| WHAT THE EXERCISE ASKS |
Can you find the lines of the listing that include "React" and copy every one?

--- Begin COLLECTED MATERIAL ---

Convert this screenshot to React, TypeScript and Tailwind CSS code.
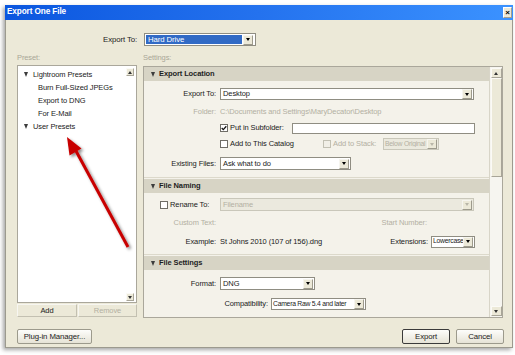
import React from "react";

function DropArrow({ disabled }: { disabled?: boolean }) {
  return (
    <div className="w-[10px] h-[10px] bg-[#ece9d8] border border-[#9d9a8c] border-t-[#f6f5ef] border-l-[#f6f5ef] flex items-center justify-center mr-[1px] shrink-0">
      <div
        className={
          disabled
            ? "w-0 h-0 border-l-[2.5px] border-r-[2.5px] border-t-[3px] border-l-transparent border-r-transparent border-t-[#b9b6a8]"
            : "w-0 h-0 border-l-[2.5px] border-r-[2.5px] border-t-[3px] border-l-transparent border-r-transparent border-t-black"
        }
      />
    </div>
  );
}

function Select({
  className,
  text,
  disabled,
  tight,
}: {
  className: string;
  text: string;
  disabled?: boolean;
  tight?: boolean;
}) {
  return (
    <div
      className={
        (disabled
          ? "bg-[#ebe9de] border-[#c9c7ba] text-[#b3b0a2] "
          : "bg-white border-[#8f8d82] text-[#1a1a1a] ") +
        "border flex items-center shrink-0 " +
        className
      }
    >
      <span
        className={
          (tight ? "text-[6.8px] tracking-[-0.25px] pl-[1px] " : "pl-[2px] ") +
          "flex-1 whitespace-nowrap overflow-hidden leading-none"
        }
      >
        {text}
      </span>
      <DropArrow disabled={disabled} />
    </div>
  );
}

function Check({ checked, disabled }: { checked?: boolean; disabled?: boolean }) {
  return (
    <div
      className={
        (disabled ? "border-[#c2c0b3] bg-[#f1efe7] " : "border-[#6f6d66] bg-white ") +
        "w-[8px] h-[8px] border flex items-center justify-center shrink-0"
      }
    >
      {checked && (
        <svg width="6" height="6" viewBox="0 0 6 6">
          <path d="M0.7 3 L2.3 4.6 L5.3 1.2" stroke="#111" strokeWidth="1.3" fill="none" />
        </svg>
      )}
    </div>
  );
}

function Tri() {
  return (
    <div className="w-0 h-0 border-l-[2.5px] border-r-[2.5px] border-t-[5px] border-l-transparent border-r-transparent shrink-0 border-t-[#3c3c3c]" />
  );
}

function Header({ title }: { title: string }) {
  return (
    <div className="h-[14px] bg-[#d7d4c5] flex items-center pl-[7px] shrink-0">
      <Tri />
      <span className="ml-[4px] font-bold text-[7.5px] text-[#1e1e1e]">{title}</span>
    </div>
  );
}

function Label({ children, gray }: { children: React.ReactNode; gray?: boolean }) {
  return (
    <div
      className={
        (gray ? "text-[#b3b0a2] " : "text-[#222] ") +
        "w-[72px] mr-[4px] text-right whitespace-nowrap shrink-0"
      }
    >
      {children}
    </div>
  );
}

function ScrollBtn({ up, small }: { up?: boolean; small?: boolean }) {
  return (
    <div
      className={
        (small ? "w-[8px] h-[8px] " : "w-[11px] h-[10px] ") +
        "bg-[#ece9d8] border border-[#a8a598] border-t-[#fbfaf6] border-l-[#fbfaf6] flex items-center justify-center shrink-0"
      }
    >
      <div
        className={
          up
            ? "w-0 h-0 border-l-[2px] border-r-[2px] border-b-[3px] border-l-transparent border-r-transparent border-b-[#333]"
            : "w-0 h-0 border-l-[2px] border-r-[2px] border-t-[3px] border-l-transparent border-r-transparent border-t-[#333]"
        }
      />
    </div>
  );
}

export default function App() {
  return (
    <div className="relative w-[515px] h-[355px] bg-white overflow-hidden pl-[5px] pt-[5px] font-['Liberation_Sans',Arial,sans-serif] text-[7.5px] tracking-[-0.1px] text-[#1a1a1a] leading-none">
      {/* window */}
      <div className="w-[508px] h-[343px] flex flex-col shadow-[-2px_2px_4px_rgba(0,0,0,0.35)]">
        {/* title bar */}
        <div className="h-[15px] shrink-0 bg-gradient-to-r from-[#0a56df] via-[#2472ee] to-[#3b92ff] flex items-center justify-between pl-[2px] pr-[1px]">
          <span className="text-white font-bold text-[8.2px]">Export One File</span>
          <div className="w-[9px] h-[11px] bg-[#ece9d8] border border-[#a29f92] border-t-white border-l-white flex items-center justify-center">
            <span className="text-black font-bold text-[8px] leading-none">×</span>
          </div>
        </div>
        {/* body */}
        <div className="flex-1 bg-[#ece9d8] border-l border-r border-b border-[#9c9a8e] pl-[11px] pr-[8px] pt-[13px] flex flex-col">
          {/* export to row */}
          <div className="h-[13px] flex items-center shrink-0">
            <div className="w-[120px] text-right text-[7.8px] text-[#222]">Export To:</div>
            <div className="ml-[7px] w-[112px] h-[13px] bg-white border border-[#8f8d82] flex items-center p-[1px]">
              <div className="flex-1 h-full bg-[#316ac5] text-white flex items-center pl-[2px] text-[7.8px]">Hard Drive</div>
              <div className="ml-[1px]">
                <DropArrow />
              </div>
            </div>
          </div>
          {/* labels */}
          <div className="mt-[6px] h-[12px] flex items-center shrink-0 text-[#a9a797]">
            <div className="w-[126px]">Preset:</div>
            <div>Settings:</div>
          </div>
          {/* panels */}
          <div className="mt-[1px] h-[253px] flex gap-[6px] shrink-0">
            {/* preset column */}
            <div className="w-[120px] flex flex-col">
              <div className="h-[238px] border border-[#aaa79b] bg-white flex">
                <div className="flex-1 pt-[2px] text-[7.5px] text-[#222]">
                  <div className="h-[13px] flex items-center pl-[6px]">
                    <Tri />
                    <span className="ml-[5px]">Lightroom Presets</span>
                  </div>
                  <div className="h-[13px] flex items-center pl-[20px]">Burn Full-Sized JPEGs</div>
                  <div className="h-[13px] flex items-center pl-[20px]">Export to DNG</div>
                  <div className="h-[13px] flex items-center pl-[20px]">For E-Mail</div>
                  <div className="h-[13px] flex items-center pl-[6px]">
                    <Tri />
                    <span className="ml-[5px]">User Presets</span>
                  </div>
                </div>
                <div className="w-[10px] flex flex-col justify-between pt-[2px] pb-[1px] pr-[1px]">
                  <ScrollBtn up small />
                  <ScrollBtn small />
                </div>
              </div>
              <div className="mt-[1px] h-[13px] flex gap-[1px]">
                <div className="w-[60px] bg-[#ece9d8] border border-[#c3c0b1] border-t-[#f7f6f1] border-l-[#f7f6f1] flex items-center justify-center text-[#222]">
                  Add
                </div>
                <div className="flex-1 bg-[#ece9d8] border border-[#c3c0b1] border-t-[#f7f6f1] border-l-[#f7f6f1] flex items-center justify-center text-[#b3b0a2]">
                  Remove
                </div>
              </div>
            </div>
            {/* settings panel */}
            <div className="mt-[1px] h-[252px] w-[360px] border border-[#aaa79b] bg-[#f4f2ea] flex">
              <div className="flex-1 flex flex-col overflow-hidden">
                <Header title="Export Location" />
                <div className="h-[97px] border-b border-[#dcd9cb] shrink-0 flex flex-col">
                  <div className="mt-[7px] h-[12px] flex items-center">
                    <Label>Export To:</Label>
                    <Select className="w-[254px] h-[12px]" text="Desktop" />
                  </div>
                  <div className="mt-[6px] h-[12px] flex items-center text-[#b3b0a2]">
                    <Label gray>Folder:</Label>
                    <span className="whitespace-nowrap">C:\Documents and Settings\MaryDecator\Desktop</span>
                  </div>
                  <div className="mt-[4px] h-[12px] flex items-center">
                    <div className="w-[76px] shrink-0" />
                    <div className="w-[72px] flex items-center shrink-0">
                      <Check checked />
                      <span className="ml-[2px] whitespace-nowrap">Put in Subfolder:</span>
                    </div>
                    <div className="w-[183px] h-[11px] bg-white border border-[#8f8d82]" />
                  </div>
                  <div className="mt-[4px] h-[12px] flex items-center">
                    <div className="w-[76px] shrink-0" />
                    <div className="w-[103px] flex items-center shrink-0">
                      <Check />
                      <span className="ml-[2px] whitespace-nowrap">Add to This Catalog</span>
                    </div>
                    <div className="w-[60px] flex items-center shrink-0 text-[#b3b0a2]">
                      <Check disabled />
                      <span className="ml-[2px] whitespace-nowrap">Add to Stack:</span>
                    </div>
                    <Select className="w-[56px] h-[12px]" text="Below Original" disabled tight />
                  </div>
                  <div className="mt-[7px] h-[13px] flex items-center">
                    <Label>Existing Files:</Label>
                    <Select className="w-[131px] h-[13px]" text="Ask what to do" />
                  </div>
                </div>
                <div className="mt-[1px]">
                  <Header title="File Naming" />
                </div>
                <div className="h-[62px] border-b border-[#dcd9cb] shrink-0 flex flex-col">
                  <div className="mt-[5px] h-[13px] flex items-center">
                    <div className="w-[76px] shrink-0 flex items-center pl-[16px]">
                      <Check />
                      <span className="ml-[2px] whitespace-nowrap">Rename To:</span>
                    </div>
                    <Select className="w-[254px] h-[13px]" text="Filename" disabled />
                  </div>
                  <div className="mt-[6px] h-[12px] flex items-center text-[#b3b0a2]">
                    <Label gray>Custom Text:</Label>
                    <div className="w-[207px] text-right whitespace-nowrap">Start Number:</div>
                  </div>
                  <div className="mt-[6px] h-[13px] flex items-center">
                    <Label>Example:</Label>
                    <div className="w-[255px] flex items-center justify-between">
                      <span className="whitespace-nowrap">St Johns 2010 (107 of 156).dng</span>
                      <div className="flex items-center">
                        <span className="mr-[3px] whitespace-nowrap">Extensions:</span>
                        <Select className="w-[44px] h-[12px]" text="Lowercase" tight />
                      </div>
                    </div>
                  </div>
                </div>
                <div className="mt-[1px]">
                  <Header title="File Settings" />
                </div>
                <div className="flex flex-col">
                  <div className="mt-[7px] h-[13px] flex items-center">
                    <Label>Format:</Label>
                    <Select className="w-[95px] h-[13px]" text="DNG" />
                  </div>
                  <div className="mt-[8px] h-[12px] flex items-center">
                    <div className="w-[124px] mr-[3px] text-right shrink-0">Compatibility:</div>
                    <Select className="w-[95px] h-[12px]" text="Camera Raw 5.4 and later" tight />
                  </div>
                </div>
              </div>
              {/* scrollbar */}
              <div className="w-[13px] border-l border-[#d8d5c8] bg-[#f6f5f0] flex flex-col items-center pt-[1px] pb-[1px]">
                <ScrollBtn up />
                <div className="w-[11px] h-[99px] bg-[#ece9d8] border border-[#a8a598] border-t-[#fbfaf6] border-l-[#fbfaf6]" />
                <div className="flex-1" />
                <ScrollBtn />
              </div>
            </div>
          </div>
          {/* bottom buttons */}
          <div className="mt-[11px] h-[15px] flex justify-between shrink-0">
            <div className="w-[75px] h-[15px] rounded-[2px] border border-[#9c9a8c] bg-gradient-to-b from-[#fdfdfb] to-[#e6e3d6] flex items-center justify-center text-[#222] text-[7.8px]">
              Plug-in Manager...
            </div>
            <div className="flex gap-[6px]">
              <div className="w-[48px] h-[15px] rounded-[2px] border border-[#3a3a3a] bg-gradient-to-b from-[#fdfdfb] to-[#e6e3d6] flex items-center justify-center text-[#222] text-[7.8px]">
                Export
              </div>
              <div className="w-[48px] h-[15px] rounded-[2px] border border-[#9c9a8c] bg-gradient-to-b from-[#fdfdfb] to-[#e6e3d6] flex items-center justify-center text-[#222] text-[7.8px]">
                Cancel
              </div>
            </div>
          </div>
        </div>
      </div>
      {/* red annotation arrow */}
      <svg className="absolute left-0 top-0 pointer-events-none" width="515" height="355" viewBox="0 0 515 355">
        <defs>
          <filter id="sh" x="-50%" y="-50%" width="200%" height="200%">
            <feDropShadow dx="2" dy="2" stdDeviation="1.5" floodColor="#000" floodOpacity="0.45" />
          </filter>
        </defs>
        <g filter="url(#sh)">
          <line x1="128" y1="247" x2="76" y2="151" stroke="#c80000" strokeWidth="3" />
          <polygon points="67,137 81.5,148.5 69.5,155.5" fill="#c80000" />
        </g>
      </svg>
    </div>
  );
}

--- End COLLECTED MATERIAL ---

| EXERCISE RESULT |
Convert this screenshot to React, TypeScript and Tailwind CSS code.
import React from "react";
function Label({ children, gray }: { children: React.ReactNode; gray?: boolean }) {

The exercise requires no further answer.